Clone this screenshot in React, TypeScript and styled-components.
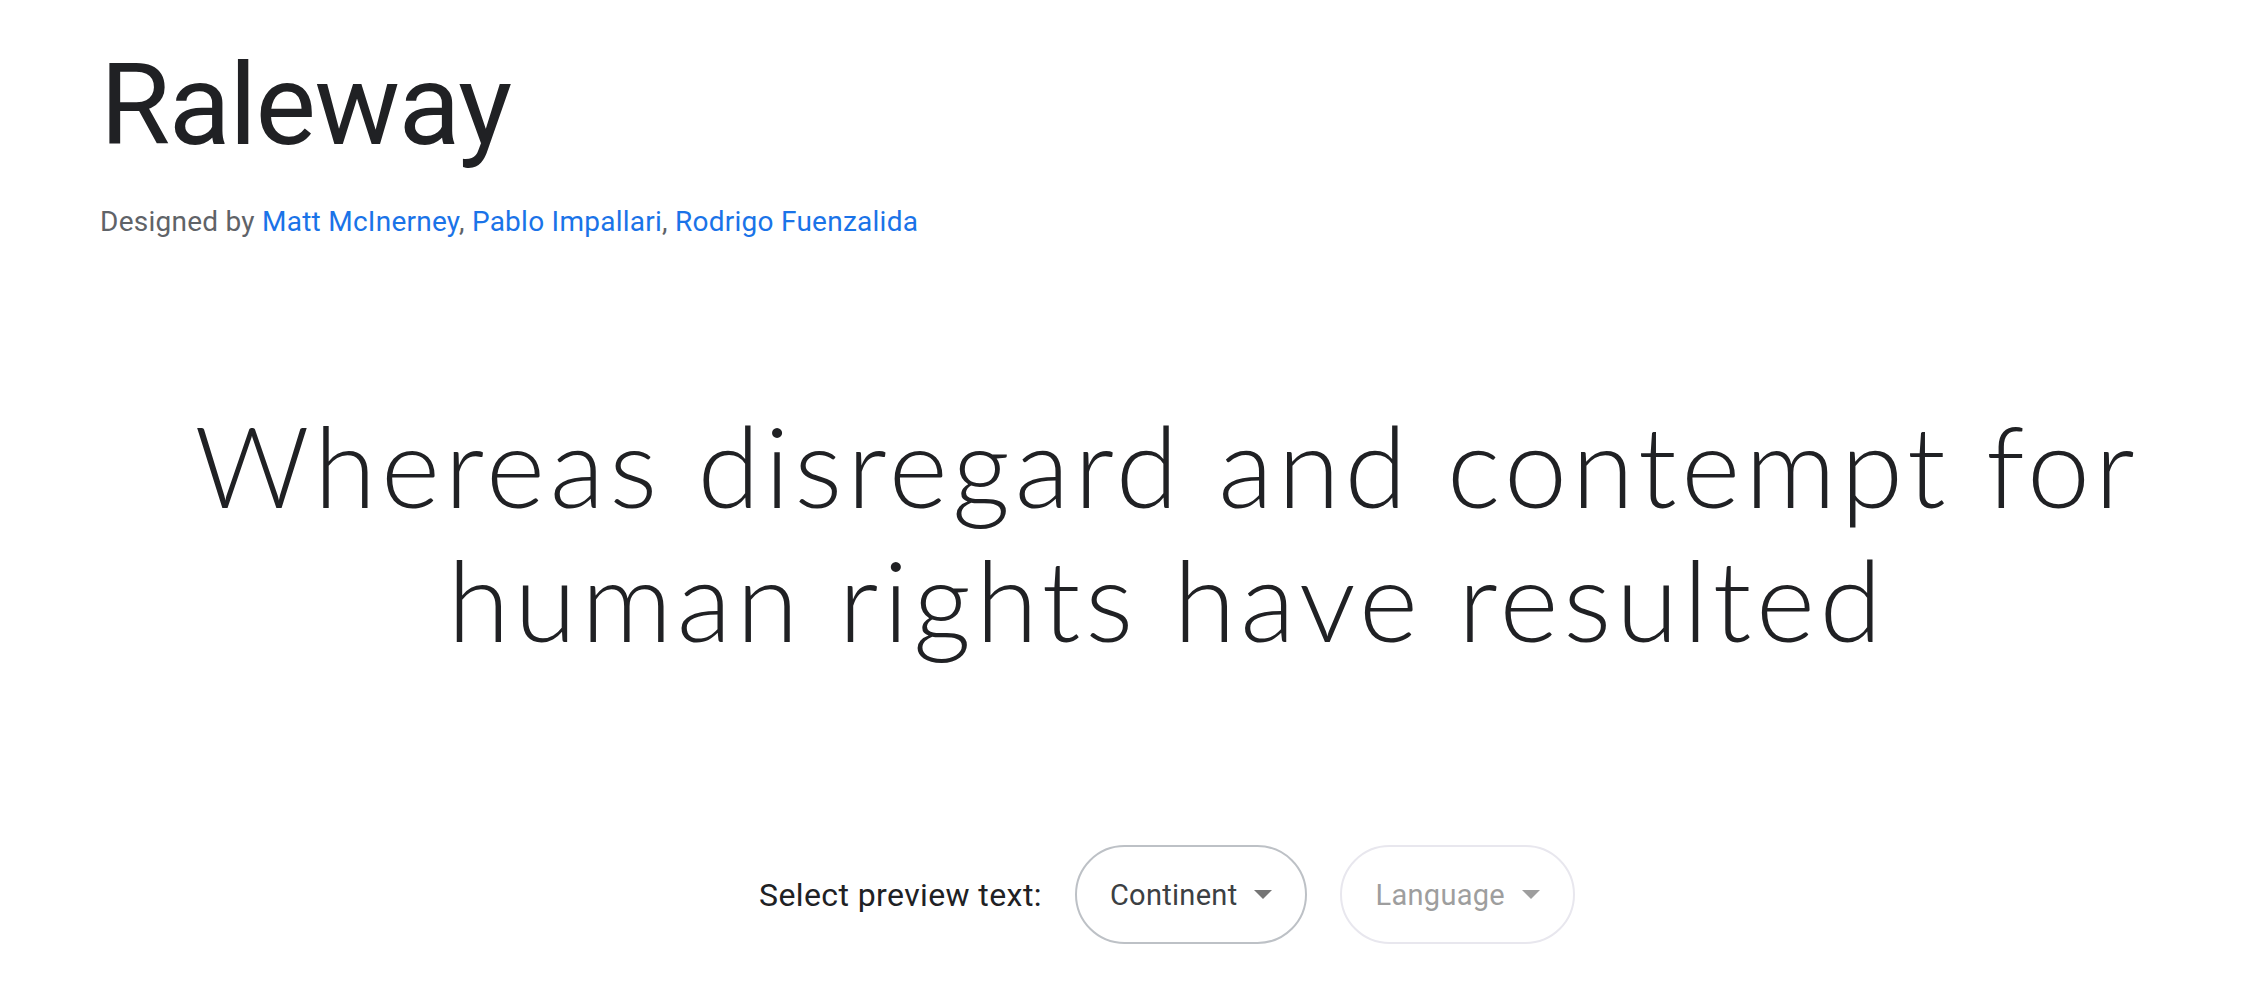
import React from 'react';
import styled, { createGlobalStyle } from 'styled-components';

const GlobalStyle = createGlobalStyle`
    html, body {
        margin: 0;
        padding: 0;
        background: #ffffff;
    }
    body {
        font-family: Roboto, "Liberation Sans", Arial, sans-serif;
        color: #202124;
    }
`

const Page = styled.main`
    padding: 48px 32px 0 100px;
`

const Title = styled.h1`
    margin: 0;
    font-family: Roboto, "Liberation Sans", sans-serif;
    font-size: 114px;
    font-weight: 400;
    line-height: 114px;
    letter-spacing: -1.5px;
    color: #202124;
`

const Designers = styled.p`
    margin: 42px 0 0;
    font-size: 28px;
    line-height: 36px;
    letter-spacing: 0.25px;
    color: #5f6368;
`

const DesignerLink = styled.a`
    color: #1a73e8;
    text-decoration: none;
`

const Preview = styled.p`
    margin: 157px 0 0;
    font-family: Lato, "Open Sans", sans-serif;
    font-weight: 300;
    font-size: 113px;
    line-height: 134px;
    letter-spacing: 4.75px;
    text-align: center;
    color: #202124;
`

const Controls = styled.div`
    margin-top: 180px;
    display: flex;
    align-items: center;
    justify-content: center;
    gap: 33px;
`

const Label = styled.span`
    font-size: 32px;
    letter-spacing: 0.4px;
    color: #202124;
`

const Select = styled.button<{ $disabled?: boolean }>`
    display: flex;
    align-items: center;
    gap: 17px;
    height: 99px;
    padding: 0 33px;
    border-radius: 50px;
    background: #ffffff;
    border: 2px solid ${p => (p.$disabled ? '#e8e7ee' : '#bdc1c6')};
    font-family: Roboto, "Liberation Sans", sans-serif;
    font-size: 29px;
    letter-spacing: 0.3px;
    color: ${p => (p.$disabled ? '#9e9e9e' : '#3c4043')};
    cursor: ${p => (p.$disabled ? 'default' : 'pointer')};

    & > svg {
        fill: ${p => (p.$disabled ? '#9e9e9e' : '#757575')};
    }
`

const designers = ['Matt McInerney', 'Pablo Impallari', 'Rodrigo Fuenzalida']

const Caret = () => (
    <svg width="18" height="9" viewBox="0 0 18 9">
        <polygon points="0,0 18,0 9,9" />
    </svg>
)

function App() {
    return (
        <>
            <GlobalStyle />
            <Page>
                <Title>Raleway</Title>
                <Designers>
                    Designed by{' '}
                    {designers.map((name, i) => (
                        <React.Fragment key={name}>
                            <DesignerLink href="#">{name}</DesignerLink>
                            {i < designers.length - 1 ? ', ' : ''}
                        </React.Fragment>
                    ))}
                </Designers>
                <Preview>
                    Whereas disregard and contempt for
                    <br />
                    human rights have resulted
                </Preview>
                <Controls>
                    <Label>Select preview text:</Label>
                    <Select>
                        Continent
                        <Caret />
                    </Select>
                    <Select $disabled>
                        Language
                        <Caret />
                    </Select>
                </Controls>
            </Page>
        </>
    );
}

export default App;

▶ [EXERCISE]: Exactly as written, return every line of the listing, but not the pictures.

▶ [RESPONSE FOR THIS EXERCISE]:
Clone this screenshot in React, TypeScript and styled-components.
import React from 'react';
import styled, { createGlobalStyle } from 'styled-components';

const GlobalStyle = createGlobalStyle`
    html, body {
        margin: 0;
        padding: 0;
        background: #ffffff;
    }
    body {
        font-family: Roboto, "Liberation Sans", Arial, sans-serif;
        color: #202124;
    }
`

const Page = styled.main`
    padding: 48px 32px 0 100px;
`

const Title = styled.h1`
    margin: 0;
    font-family: Roboto, "Liberation Sans", sans-serif;
    font-size: 114px;
    font-weight: 400;
    line-height: 114px;
    letter-spacing: -1.5px;
    color: #202124;
`

const Designers = styled.p`
    margin: 42px 0 0;
    font-size: 28px;
    line-height: 36px;
    letter-spacing: 0.25px;
    color: #5f6368;
`

const DesignerLink = styled.a`
    color: #1a73e8;
    text-decoration: none;
`

const Preview = styled.p`
    margin: 157px 0 0;
    font-family: Lato, "Open Sans", sans-serif;
    font-weight: 300;
    font-size: 113px;
    line-height: 134px;
    letter-spacing: 4.75px;
    text-align: center;
    color: #202124;
`

const Controls = styled.div`
    margin-top: 180px;
    display: flex;
    align-items: center;
    justify-content: center;
    gap: 33px;
`

const Label = styled.span`
    font-size: 32px;
    letter-spacing: 0.4px;
    color: #202124;
`

const Select = styled.button<{ $disabled?: boolean }>`
    display: flex;
    align-items: center;
    gap: 17px;
    height: 99px;
    padding: 0 33px;
    border-radius: 50px;
    background: #ffffff;
    border: 2px solid ${p => (p.$disabled ? '#e8e7ee' : '#bdc1c6')};
    font-family: Roboto, "Liberation Sans", sans-serif;
    font-size: 29px;
    letter-spacing: 0.3px;
    color: ${p => (p.$disabled ? '#9e9e9e' : '#3c4043')};
    cursor: ${p => (p.$disabled ? 'default' : 'pointer')};

    & > svg {
        fill: ${p => (p.$disabled ? '#9e9e9e' : '#757575')};
    }
`

const designers = ['Matt McInerney', 'Pablo Impallari', 'Rodrigo Fuenzalida']

const Caret = () => (
    <svg width="18" height="9" viewBox="0 0 18 9">
        <polygon points="0,0 18,0 9,9" />
    </svg>
)

function App() {
    return (
        <>
            <GlobalStyle />
            <Page>
                <Title>Raleway</Title>
                <Designers>
                    Designed by{' '}
                    {designers.map((name, i) => (
                        <React.Fragment key={name}>
                            <DesignerLink href="#">{name}</DesignerLink>
                            {i < designers.length - 1 ? ', ' : ''}
                        </React.Fragment>
                    ))}
                </Designers>
                <Preview>
                    Whereas disregard and contempt for
                    <br />
                    human rights have resulted
                </Preview>
                <Controls>
                    <Label>Select preview text:</Label>
                    <Select>
                        Continent
                        <Caret />
                    </Select>
                    <Select $disabled>
                        Language
                        <Caret />
                    </Select>
                </Controls>
            </Page>
        </>
    );
}

export default App;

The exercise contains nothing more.